▶ Information provided:
___

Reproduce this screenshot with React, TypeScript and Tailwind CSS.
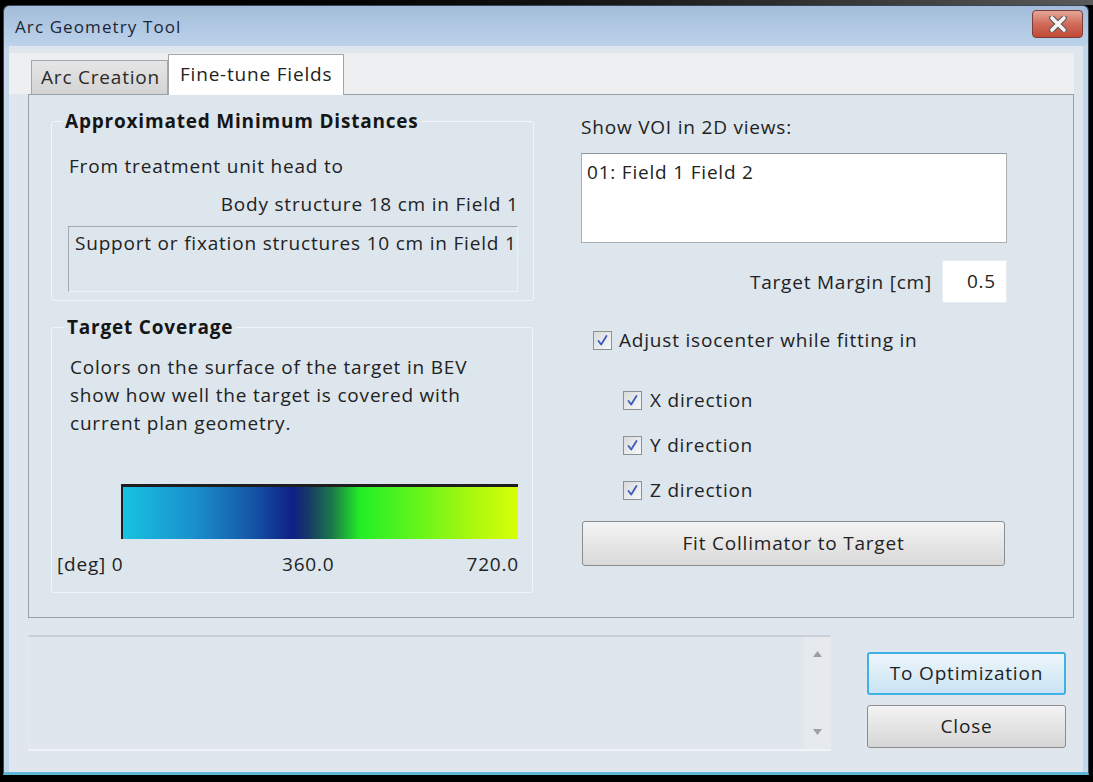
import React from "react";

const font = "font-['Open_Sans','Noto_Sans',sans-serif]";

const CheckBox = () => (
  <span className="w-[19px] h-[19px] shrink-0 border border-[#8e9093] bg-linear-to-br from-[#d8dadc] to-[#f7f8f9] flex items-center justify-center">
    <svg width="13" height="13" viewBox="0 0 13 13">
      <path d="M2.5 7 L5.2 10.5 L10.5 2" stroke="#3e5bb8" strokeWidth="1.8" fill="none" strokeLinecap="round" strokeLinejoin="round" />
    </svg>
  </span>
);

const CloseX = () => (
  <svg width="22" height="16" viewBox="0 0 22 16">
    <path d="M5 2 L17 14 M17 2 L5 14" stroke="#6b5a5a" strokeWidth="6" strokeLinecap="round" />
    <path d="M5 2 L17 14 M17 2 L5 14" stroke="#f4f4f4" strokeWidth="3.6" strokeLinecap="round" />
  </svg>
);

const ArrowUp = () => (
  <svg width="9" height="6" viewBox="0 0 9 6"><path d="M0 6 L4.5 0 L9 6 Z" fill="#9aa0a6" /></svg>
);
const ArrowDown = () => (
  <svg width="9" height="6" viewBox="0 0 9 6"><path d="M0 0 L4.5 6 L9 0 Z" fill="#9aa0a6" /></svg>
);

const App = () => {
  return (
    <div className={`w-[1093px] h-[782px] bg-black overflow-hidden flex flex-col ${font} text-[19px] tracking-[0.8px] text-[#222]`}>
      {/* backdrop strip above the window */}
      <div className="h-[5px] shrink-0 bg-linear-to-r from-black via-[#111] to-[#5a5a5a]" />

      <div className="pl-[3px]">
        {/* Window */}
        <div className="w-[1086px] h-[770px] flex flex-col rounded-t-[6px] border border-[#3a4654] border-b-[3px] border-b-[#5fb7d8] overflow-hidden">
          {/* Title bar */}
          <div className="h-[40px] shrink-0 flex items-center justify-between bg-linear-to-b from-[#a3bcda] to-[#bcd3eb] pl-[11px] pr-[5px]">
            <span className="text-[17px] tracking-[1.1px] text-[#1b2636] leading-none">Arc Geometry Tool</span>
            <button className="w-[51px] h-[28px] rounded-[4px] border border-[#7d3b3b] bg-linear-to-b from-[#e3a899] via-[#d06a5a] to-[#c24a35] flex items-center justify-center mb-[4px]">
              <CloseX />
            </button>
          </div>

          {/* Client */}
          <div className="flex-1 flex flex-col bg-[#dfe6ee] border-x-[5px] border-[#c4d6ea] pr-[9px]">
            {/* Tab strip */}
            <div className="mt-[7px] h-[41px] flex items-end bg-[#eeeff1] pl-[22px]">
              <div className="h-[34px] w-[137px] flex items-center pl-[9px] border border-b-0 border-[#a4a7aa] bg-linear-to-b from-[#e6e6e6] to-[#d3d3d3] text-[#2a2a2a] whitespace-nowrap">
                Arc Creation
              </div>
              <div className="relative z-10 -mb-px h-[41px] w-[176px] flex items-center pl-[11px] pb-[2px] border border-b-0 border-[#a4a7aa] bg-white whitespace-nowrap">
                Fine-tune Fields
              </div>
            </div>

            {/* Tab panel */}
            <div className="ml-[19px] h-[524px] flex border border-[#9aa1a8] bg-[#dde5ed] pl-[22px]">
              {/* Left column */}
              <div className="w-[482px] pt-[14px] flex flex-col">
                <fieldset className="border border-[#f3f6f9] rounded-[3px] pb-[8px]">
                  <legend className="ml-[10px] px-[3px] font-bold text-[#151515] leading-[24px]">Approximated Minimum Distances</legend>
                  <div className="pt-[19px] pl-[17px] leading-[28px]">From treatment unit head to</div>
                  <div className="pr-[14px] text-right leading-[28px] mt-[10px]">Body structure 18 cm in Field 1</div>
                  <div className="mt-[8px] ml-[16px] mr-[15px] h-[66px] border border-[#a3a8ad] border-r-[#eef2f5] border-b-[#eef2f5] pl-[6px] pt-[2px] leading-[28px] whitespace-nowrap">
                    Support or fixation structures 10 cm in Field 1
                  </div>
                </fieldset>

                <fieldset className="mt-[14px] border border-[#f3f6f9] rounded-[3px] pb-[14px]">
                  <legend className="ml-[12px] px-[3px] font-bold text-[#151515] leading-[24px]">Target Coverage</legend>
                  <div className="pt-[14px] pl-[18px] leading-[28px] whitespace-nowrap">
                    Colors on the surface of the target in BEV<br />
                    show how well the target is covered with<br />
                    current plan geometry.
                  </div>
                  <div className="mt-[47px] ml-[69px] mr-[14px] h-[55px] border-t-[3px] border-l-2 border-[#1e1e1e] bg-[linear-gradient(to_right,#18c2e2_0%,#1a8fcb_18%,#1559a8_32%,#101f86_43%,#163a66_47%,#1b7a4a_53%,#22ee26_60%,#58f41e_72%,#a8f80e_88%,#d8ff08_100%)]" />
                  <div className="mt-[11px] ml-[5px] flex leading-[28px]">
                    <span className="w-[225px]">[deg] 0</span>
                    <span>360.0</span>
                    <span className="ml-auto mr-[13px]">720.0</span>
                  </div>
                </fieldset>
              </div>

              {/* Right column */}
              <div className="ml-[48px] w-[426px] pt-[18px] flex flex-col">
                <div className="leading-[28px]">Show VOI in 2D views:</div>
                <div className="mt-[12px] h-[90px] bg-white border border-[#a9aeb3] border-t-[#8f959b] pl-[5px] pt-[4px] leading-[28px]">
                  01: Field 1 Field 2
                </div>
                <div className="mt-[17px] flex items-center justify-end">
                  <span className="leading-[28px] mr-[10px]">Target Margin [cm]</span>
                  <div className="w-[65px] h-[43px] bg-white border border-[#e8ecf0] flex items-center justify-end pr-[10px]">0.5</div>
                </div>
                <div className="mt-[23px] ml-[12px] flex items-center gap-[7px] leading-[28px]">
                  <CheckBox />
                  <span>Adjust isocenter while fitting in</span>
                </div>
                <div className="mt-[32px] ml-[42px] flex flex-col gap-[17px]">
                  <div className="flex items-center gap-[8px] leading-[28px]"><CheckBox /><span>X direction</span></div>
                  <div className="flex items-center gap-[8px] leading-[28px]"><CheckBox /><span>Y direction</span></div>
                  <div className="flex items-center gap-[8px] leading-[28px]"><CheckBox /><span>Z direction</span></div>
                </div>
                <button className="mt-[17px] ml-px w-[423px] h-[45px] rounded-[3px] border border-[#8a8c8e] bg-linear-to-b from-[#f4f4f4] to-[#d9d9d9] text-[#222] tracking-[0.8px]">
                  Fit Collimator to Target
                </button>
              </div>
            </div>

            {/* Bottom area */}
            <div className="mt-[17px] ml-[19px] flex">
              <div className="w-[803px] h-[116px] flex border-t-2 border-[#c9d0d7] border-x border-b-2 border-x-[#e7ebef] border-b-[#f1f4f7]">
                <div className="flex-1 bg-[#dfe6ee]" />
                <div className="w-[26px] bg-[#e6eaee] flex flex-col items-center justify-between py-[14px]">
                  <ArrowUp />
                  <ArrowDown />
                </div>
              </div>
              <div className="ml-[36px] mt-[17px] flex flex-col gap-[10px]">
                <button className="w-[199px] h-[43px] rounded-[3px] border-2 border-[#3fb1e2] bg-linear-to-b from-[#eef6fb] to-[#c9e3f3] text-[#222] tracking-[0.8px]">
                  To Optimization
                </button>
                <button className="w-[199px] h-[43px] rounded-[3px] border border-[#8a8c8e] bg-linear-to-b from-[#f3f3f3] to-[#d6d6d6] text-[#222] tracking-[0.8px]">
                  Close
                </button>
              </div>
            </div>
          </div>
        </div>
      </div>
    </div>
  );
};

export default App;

___

▶ Requirements:
Skip the pictures, please, and transcribe only the lines from the beginning of the material through the one that contains "shrink-0 bg-linear-to-r from-black".

▶ Task answer:
Reproduce this screenshot with React, TypeScript and Tailwind CSS.
import React from "react";

const font = "font-['Open_Sans','Noto_Sans',sans-serif]";

const CheckBox = () => (
  <span className="w-[19px] h-[19px] shrink-0 border border-[#8e9093] bg-linear-to-br from-[#d8dadc] to-[#f7f8f9] flex items-center justify-center">
    <svg width="13" height="13" viewBox="0 0 13 13">
      <path d="M2.5 7 L5.2 10.5 L10.5 2" stroke="#3e5bb8" strokeWidth="1.8" fill="none" strokeLinecap="round" strokeLinejoin="round" />
    </svg>
  </span>
);

const CloseX = () => (
  <svg width="22" height="16" viewBox="0 0 22 16">
    <path d="M5 2 L17 14 M17 2 L5 14" stroke="#6b5a5a" strokeWidth="6" strokeLinecap="round" />
    <path d="M5 2 L17 14 M17 2 L5 14" stroke="#f4f4f4" strokeWidth="3.6" strokeLinecap="round" />
  </svg>
);

const ArrowUp = () => (
  <svg width="9" height="6" viewBox="0 0 9 6"><path d="M0 6 L4.5 0 L9 6 Z" fill="#9aa0a6" /></svg>
);
const ArrowDown = () => (
  <svg width="9" height="6" viewBox="0 0 9 6"><path d="M0 0 L4.5 6 L9 0 Z" fill="#9aa0a6" /></svg>
);

const App = () => {
  return (
    <div className={`w-[1093px] h-[782px] bg-black overflow-hidden flex flex-col ${font} text-[19px] tracking-[0.8px] text-[#222]`}>
      {/* backdrop strip above the window */}
      <div className="h-[5px] shrink-0 bg-linear-to-r from-black via-[#111] to-[#5a5a5a]" />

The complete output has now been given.